Around this time, the changes in the graphic design profession began taking a toll on my spirit. The ‘art’ of designing seemed subsumed by commercial priorities, marketing data, and focus groups. Further, as our profession became digitized—no longer the physical challenge of ruling pens and ink, the delight of beautiful typography pasted onto cold-press boards, and the logic of hand-registered overlays translating clearly into printing plates—so disappeared the craft reward of our work. In retrospect it is no mystery, then, that the faint glimmer of Arts & Crafts reignited for me into a beam, then a guiding beacon.

From 2001 to 2004, I pursued an MFA—necessary to continue teaching. Arts & Crafts sensibility occupied a central place in my study plan. I became engrossed in the life and work of Morris and his circle; correspondingly his stature grew in my mind to something of prophet, seeming to occupy exactly the place in the production of things that I was beginning to consider as the lynchpin to a truly rewarding creative life. At one point along the way, I happened to read the Morris’s introduction to his Kelmscott edition of “The Nature of Gothic,” in which Ruskin, he claimed, illuminates the path that must be followed for society to become a happy one. I decided then that I not only must I read the essay in full, but also that I read it in the Kelmscott edition. To my delight, I discovered that a copy from that edition resided not a five-minute walk from my office, in a bequeathed collection at the University of Vermont’s Special Collections Library. So I read Ruskin’s wonderful synthesis of architecture history, natural history, and social critique as Morris insisted I should! I documented my reading of the book for my MFA portfolio with this photo:

1title1

Photo by Ms. Prudence Doherty, Special Collections Librarian, Bailey Howe Special Collections at the University of Vermont. I am indebted to Ms. Doherty also for her unflagging assistance in introducing me to numerous volumes from the Kelmscott Press, and related works.

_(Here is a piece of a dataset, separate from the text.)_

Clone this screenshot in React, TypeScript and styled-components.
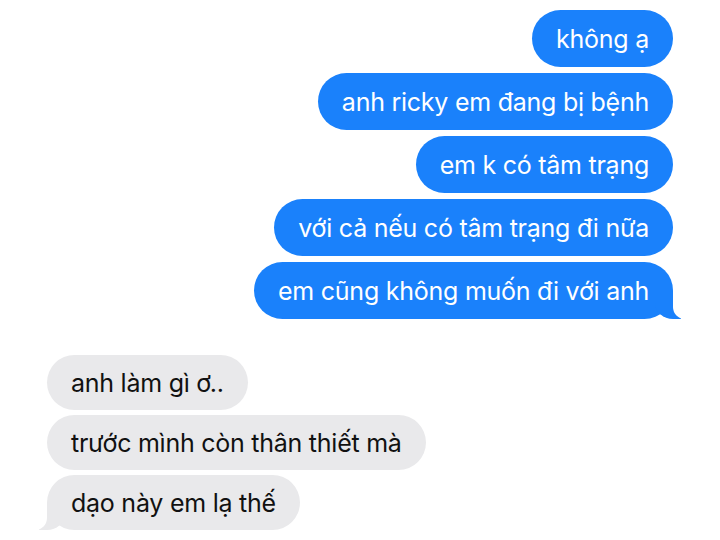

It truly was exciting to read this work from a book that came from Morris’s press—set in a font of his design, and produced in accordance with his strict specifications for ink, paper, and binding. Having studied letterpress as an undergraduate, I could readily appreciate the challenges in achieving such a work, and at the same time accept Ruskin’s notion of embracing ‘imperfection’ in made objects—ragged, misaligned deckle page edges, buckled paper, irregular-tone vellum binding—evidence of it being crafted, not simply produced. Ruskin’s words were thus so much more alive in this volume rather than an industrially printed one, even in spite of Morris’s spiky letterforms bouncing around my eyes!

The craft object aside, John Ruskin’s writing captivated me. I proceeded to read more, and now am entrenched in the Library Edition, a complete set of which also resides at the University of Vermont Library. Guided by various references, I read the ones most germane to my immediate interests first: The Stones of Venice (parts); The Two Paths; Unto This Last; —and now hope to surmount most of his works by the end of my sabbatical study in the coming year.

I sense in Ruskin a painful truth, one we must face if we hope for any constructive relation between work and earning a living. The role of creativity is the key, and education is the means, with a reverence of nature being the overarching guiding light. That he is so unknown, even within most of the academic community (at least in my experience), is deeply troubling. I hope to bring him back into a more central place on the stage within my immediate academic circle, and hopefully beyond, especially at the boundary between academics and skills training, as he had dreamt for in his own time. Those loftier aims notwithstanding, I am certainly very glad that I went back to that footnote, and so discovered John Ruskin.